> _INSTRUCTION_
Gather from the listing below each line that includes the word "React", and copy it.

> _PROVIDED DATA_
• • •
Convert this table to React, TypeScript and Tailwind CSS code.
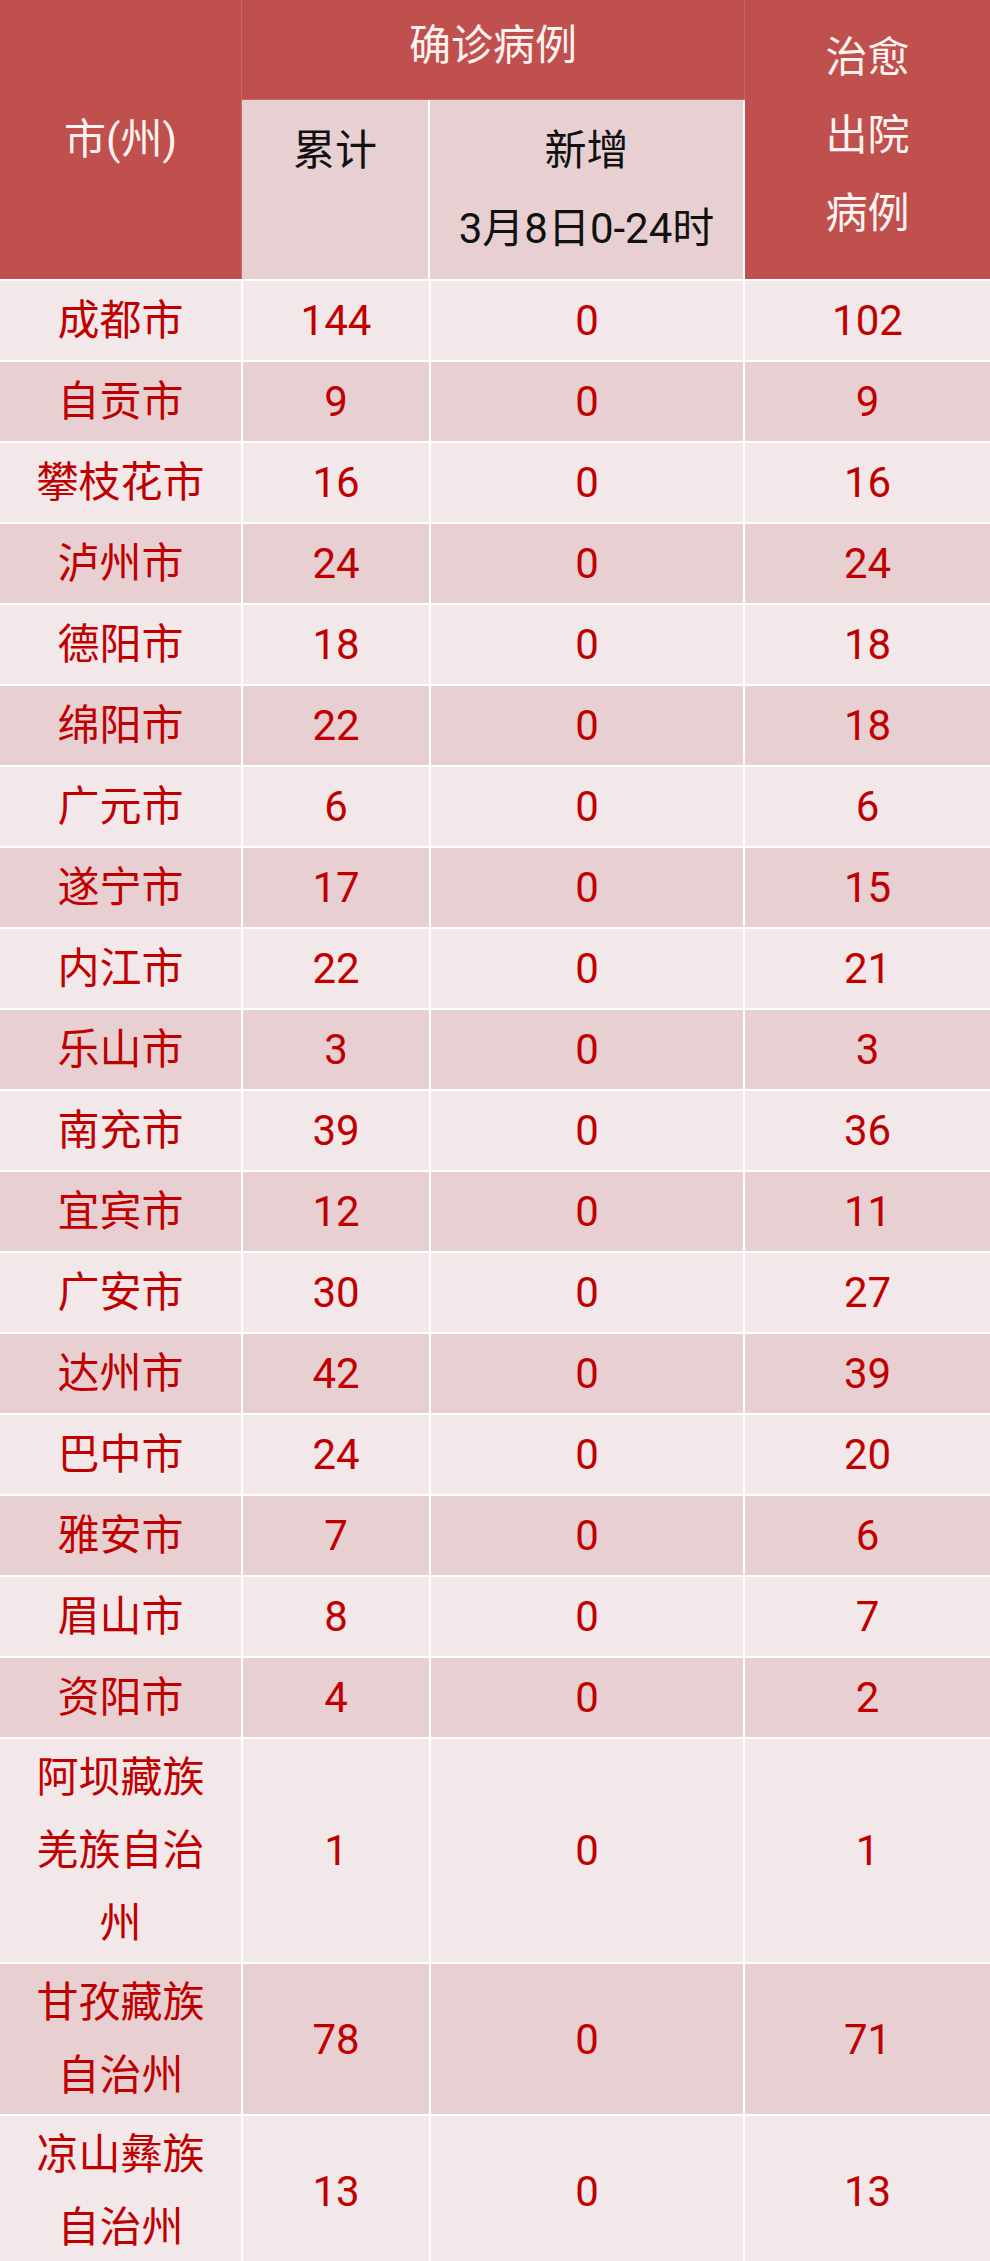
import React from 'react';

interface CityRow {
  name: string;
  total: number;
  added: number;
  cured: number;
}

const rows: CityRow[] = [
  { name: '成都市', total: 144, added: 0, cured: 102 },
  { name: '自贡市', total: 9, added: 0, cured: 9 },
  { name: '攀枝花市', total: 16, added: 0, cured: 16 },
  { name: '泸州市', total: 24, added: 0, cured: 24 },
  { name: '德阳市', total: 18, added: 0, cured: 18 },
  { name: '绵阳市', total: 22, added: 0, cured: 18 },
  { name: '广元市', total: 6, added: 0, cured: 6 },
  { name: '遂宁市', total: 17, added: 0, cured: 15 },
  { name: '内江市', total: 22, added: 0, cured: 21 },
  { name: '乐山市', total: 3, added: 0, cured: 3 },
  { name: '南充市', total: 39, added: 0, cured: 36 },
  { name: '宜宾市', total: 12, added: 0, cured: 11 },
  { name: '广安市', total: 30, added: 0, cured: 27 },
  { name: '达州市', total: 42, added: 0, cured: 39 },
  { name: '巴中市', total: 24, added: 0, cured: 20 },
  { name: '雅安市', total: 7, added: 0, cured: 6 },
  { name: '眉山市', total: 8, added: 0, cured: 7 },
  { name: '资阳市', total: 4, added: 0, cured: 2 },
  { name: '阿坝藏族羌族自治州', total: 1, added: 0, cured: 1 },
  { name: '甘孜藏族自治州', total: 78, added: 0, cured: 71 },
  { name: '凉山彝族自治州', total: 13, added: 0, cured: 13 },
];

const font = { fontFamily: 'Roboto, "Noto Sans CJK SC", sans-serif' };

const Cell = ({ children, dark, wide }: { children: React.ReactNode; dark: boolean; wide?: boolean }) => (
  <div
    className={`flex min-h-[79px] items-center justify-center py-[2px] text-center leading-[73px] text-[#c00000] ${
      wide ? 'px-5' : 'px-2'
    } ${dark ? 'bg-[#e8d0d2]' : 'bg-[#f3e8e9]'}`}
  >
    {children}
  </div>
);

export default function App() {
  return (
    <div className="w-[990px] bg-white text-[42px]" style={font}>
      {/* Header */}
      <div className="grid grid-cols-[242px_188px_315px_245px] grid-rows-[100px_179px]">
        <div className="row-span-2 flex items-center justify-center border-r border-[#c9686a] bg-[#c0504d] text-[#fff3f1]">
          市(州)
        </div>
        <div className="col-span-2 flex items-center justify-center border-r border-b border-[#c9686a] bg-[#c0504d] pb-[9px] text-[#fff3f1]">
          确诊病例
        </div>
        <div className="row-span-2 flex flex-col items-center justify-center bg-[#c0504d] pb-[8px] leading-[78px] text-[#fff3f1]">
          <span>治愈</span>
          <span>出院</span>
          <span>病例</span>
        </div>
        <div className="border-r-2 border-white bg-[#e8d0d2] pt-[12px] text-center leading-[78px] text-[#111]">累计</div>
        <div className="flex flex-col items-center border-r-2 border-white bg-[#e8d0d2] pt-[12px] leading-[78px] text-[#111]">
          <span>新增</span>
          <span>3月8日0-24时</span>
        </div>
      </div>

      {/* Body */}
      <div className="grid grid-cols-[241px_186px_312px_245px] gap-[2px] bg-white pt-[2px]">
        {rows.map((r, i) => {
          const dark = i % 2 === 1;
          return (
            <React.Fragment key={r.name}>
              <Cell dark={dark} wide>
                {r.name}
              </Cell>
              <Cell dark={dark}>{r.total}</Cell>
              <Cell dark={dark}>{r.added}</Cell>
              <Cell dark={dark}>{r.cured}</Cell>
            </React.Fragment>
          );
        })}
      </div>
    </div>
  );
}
• • •
> _THE COMPLETED TASK_
Convert this table to React, TypeScript and Tailwind CSS code.
import React from 'react';
const Cell = ({ children, dark, wide }: { children: React.ReactNode; dark: boolean; wide?: boolean }) => (
            <React.Fragment key={r.name}>
            </React.Fragment>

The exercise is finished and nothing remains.